The names of the following seven leaders in the development of Japanese wood engraving may be useful to collectors:—Hishigawa Moronobu (flourished 1680-1701), Torii Kiyonobu (1710—1730); Tachibana Morikuni (1670-1748); Nishigawa Sukenobu (1678-1750); Katsugawa Shunshō (1770-1790); Utagawa Toyokuni (1772-1828); Katsushika Hokusai (1760-1849).

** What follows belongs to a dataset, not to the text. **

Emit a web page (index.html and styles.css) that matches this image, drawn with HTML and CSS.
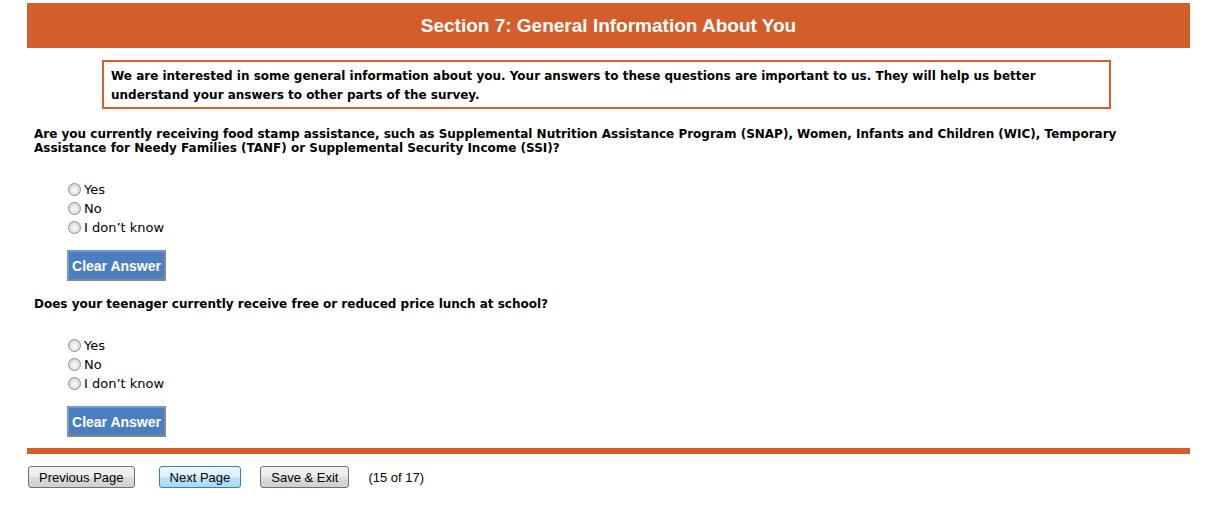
FILE: index.html
```html
<!DOCTYPE html>
<html lang="en">
  <head>
    <meta charset="UTF-8" />
    <meta name="viewport" content="width=device-width, initial-scale=1.0" />
    <title>Section 7: General Information About You</title>
    <link rel="stylesheet" href="styles.css">
  </head>
  <body>
    <div class="page">
      <div class="section-header">Section 7: General Information About You</div>
      <div class="intro">
        We are interested in some general information about you. Your answers to these questions are important to us. They will help us better understand your answers to other parts of the survey.
      </div>

      <div class="question">
        <div class="question-text">
          Are you currently receiving food stamp assistance, such as Supplemental Nutrition Assistance Program (SNAP), Women, Infants and Children (WIC), Temporary Assistance for Needy Families (TANF) or Supplemental Security Income (SSI)?
        </div>
        <div class="answers">
          <label class="answer"><input type="radio" name="q1" /> Yes</label>
          <label class="answer"><input type="radio" name="q1" /> No</label>
          <label class="answer"><input type="radio" name="q1" /> I don’t know</label>
        </div>
        <button class="clear-btn" onclick="clearAnswer('q1')">Clear Answer</button>
      </div>

      <div class="question">
        <div class="question-text">
          Does your teenager currently receive free or reduced price lunch at school?
        </div>
        <div class="answers">
          <label class="answer"><input type="radio" name="q2" /> Yes</label>
          <label class="answer"><input type="radio" name="q2" /> No</label>
          <label class="answer"><input type="radio" name="q2" /> I don’t know</label>
        </div>
        <button class="clear-btn" onclick="clearAnswer('q2')">Clear Answer</button>
      </div>

      <div class="footer-bar"></div>
      <div class="nav">
        <button class="nav-btn nav-first">Previous Page</button>
        <button class="nav-btn nav-default">Next Page</button>
        <button class="nav-btn">Save &amp; Exit</button>
        <span class="page-count">(15 of 17)</span>
      </div>
    </div>
    <script>
      function clearAnswer(name) {
        document.querySelectorAll('input[name="' + name + '"]').forEach(function (input) {
          input.checked = false;
        });
      }
    </script>
  </body>
</html>
```

FILE: styles.css
```css
body {
  font-family: "DejaVu Sans", Verdana, sans-serif;
  margin: 0;
  padding: 0;
  background-color: #fff;
  color: #000;
}
.page {
  width: 1163px;
  margin-left: 27px;
  padding-top: 3px;
}
.section-header {
  background-color: #d35e2b;
  color: #fff;
  font-family: "Liberation Sans", Arial, sans-serif;
  font-weight: bold;
  font-size: 19px;
  height: 45px;
  line-height: 46px;
  text-align: center;
}
.intro {
  margin: 12px 0 18px 75px;
  width: 991px;
  height: 40px;
  border: 2px solid #d35e2b;
  padding: 5px 7px 0 7px;
  box-sizing: content-box;
  font-size: 12px;
  font-weight: bold;
  line-height: 19px;
}
.question {
  padding-left: 7px;
}
.question-text {
  font-size: 12px;
  font-weight: bold;
  line-height: 14px;
  margin-top: 14px;
}
.answers {
  margin: 25px 0 0 34px;
}
.answer {
  display: flex;
  align-items: center;
  height: 19px;
  font-size: 13px;
}
.answer input {
  appearance: none;
  -webkit-appearance: none;
  margin: 0 3px 0 0;
  width: 13px;
  height: 13px;
  border: 1px solid #8e8f8f;
  border-radius: 50%;
  background: radial-gradient(circle at 50% 55%, #ffffff 0%, #e6e6e6 45%, #c4c4c4 100%);
}
.answer input:checked {
  background: radial-gradient(circle, #333 0, #333 3px, #e6e6e6 3.5px, #c4c4c4 100%);
}
.clear-btn {
  margin: 13px 0 2px 33px;
  width: 99px;
  height: 31px;
  background-color: #4a7ebf;
  color: #fff;
  font-family: "Liberation Sans", Arial, sans-serif;
  font-weight: bold;
  font-size: 14px;
  border: 2px solid;
  border-color: #6f9ad0 #888 #888 #6f9ad0;
  padding: 0;
  cursor: pointer;
}
.footer-bar {
  margin-top: 9px;
  height: 6px;
  background-color: #d35e2b;
}
.nav {
  display: flex;
  align-items: center;
  gap: 19px;
  margin-top: 12px;
  padding-left: 1px;
  font-family: "Liberation Sans", Arial, sans-serif;
  font-size: 13px;
}
.nav-btn {
  height: 22px;
  padding: 0 10px;
  font-family: "Liberation Sans", Arial, sans-serif;
  font-size: 13px;
  color: #000;
  border: 1px solid #707070;
  border-radius: 3px;
  background: linear-gradient(#f2f2f2, #ebebeb 50%, #dddddd 50%, #cfcfcf);
}
.nav-first {
  margin-right: 5px;
}
.nav-default {
  border-color: #3c7fb1;
  background: linear-gradient(#eaf6fd, #d9f0fc 50%, #bee6fd 50%, #a7d9f5);
}
```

Though it is a little aside from our subject, we may perhaps state here that Shiba Kōkan, an artist who flourished early in the nineteenth century, learnt from the Dutch a smattering of the principles of linear perspective, and is said to have introduced engraving on copper, in which, however, his countrymen have done little worthy of note. At the present day lithography and all the newest inventions in collotype, photogravure, etc., etc., etc., are availed of, and some slight reflex of the artistic spirit ani mating their forefathers in a more favoured age may be traced in the treatment, by such men as Ogawa, of these mechanical processes. See also Articles on Art and Printing.
Books recommended. Japanese Wood Engravings, by Wm. Anderson, published as No. 17 (May, 1895) of "The Portfolio," of which the preceding article is a partial précis. The Colour-Prints of Japan, by E. F. Strange. Japanese Wood Cutting and Woodcut Printing, by Tokunō and Koehler, published by the Smithsonian Institution.